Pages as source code
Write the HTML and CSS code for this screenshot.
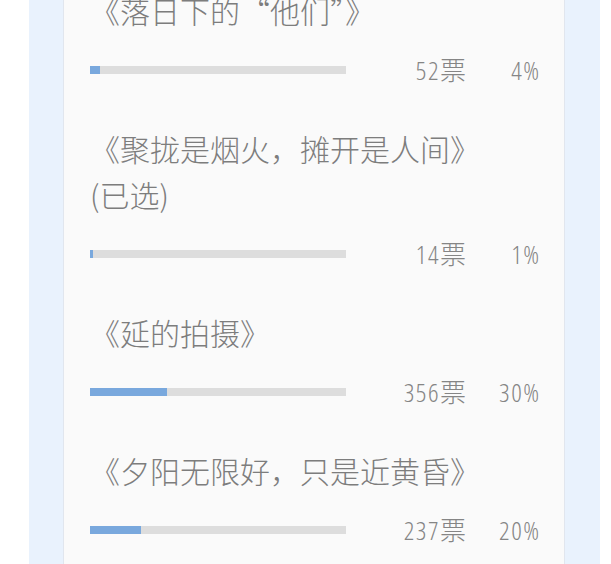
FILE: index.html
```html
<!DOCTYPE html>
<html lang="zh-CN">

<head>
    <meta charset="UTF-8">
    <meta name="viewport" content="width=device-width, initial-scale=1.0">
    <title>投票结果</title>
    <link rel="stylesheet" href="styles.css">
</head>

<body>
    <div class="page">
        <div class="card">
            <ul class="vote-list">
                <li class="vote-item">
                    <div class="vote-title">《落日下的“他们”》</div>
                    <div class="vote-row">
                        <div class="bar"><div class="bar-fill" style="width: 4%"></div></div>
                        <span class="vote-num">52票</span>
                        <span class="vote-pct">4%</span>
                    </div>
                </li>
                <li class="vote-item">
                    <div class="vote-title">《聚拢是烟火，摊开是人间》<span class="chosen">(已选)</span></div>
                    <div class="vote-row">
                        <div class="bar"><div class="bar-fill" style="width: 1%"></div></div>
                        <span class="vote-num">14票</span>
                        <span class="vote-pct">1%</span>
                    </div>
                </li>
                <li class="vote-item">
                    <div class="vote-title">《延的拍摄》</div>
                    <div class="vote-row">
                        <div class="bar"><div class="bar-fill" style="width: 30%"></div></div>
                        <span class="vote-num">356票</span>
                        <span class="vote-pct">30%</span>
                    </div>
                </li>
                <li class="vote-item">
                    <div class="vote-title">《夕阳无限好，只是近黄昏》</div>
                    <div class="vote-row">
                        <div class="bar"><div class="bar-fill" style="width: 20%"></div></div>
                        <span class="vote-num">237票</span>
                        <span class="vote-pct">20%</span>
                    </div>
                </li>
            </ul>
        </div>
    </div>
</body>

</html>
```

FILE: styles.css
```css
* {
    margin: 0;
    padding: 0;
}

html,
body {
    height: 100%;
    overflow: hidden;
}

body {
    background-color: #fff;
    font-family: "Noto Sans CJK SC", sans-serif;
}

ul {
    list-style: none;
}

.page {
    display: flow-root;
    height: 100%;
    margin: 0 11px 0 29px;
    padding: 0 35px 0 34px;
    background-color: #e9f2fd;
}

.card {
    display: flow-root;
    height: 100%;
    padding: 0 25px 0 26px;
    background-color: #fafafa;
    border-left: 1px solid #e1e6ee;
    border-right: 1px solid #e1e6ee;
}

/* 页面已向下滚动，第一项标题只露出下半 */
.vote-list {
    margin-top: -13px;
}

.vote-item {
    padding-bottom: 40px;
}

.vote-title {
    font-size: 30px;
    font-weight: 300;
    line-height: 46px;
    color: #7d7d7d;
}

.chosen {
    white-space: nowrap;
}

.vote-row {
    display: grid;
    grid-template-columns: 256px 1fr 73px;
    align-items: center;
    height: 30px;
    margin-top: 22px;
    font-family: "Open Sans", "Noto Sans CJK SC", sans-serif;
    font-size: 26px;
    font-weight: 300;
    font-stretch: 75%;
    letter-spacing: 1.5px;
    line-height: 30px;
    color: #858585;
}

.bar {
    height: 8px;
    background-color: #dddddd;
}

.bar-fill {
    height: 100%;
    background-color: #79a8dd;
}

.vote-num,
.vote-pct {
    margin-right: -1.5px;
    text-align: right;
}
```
---
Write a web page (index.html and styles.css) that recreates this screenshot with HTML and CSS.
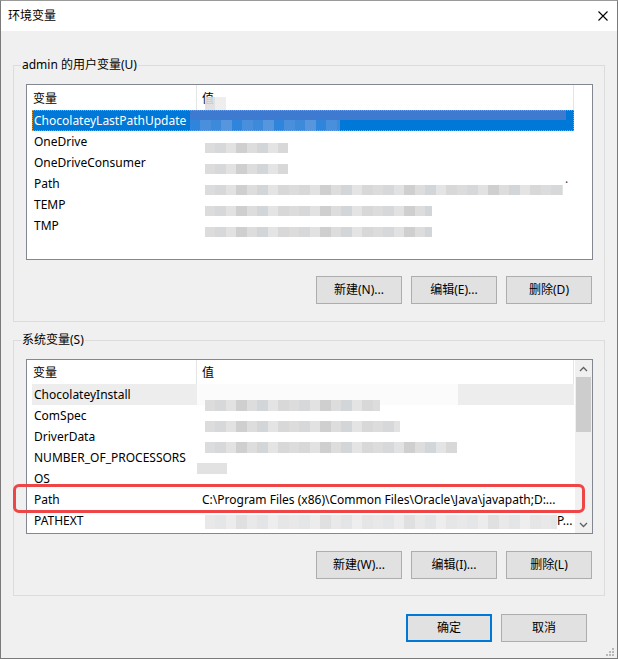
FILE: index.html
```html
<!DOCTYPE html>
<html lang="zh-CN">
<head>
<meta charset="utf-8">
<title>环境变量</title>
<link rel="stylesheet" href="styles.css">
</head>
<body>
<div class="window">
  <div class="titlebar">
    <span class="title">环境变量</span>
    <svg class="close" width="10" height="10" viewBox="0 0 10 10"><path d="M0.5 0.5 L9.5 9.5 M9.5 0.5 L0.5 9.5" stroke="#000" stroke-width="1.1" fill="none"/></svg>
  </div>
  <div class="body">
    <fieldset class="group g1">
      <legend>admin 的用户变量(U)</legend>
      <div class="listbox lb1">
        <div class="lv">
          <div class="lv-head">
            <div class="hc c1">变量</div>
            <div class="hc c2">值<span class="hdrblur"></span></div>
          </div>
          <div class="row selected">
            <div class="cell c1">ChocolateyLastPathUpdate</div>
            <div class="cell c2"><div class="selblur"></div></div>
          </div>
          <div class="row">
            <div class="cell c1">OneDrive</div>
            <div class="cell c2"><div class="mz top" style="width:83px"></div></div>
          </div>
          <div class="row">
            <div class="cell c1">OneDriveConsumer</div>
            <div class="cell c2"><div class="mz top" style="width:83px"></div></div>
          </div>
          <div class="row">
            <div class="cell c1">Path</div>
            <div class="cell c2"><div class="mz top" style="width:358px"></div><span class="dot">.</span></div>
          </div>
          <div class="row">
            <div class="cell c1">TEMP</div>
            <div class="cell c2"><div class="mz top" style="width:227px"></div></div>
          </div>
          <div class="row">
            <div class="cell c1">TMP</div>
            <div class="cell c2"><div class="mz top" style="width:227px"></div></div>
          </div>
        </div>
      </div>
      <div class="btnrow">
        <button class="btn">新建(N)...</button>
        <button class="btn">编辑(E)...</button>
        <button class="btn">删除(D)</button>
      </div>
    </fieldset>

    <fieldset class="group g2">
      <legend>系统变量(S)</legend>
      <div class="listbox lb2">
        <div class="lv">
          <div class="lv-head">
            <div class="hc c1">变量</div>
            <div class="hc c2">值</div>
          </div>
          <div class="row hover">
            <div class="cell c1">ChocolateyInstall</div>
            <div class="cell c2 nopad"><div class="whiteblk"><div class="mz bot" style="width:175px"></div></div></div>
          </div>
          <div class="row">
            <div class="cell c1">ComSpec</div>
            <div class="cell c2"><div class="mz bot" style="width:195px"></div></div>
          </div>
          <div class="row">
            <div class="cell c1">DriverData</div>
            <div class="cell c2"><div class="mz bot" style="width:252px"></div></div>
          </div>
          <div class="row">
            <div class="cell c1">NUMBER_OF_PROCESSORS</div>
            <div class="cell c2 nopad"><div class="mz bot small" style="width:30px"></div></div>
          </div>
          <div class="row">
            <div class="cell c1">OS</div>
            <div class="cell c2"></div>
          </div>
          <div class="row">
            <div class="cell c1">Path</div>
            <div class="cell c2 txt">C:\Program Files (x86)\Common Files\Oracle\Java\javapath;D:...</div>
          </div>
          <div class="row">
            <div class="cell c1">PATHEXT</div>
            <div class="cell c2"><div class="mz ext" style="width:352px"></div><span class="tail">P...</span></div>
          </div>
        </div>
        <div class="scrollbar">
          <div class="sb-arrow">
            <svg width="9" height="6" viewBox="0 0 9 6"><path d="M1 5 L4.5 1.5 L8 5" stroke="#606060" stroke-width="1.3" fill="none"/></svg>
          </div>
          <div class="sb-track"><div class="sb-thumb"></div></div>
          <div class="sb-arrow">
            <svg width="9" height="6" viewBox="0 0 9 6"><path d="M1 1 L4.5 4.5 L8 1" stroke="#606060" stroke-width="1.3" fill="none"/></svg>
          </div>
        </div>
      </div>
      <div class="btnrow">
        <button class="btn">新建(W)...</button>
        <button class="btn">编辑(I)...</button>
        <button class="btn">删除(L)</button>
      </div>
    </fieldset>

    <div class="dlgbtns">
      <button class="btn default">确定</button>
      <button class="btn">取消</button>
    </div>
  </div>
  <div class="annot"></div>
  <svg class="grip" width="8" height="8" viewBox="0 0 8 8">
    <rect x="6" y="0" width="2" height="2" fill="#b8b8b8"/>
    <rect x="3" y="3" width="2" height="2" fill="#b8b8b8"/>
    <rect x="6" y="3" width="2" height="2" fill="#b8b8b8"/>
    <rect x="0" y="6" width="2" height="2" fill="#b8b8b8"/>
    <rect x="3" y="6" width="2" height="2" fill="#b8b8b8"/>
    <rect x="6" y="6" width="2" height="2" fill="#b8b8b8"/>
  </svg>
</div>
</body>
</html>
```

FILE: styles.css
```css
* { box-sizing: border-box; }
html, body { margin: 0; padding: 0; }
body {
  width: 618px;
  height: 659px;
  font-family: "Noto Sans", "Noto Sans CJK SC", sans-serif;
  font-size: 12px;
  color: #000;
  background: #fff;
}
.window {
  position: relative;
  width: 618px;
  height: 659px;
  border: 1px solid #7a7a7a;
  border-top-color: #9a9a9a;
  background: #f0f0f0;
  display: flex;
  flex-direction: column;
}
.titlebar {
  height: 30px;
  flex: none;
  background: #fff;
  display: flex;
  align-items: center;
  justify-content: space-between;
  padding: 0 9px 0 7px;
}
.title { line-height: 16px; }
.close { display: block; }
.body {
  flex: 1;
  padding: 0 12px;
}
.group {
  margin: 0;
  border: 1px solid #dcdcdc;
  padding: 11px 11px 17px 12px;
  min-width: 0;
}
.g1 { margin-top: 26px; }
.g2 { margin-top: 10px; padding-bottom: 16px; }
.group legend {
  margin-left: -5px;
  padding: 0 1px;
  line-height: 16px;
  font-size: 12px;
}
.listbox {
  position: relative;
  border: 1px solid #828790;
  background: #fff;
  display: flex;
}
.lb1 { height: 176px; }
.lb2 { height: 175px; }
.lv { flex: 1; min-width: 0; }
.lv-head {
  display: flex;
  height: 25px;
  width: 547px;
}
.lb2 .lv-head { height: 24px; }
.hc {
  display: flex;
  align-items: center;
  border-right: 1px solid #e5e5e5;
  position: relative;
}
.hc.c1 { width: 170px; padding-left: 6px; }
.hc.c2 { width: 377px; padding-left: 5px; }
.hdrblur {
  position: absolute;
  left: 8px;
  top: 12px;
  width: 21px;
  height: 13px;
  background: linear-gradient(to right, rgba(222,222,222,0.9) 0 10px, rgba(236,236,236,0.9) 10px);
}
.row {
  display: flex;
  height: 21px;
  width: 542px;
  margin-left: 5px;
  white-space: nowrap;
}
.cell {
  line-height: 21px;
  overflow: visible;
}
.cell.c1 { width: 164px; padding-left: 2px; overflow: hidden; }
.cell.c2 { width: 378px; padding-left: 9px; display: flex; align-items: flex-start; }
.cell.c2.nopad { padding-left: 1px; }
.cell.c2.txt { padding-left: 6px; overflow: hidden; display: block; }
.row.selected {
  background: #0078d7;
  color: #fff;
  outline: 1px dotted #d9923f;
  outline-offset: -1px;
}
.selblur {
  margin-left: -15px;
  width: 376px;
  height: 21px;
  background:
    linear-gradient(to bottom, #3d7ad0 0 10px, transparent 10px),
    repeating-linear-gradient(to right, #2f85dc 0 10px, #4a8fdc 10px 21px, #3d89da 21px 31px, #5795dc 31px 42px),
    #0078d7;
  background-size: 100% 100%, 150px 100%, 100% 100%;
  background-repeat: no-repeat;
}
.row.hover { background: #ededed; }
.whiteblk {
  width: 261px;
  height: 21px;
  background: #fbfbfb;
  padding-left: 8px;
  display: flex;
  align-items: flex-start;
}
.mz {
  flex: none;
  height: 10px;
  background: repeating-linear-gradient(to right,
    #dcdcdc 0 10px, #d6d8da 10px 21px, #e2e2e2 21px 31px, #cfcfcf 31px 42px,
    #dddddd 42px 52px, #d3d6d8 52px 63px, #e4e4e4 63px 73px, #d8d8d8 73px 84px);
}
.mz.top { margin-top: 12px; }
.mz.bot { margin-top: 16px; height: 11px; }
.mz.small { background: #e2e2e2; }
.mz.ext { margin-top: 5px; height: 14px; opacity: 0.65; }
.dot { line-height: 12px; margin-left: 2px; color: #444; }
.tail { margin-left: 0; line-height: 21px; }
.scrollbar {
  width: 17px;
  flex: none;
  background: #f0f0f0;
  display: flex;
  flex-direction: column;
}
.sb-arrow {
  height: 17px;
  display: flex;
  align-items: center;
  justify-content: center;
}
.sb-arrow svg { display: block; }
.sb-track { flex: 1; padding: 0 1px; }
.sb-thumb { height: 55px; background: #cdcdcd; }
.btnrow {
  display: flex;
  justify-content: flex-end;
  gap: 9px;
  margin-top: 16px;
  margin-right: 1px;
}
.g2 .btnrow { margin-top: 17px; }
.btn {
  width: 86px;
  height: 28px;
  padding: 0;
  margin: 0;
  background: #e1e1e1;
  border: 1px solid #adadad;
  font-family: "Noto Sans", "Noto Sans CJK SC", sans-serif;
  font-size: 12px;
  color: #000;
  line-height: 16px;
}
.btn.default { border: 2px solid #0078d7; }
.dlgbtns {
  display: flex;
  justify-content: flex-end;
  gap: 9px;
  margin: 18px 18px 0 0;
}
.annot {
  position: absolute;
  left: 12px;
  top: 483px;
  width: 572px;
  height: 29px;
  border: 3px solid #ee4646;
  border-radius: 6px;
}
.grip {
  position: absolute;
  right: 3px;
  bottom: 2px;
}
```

Set problem: Copy out each line of the data containing the string "Write".

Exercise response:
Write the HTML and CSS code for this screenshot.
Write a web page (index.html and styles.css) that recreates this screenshot with HTML and CSS.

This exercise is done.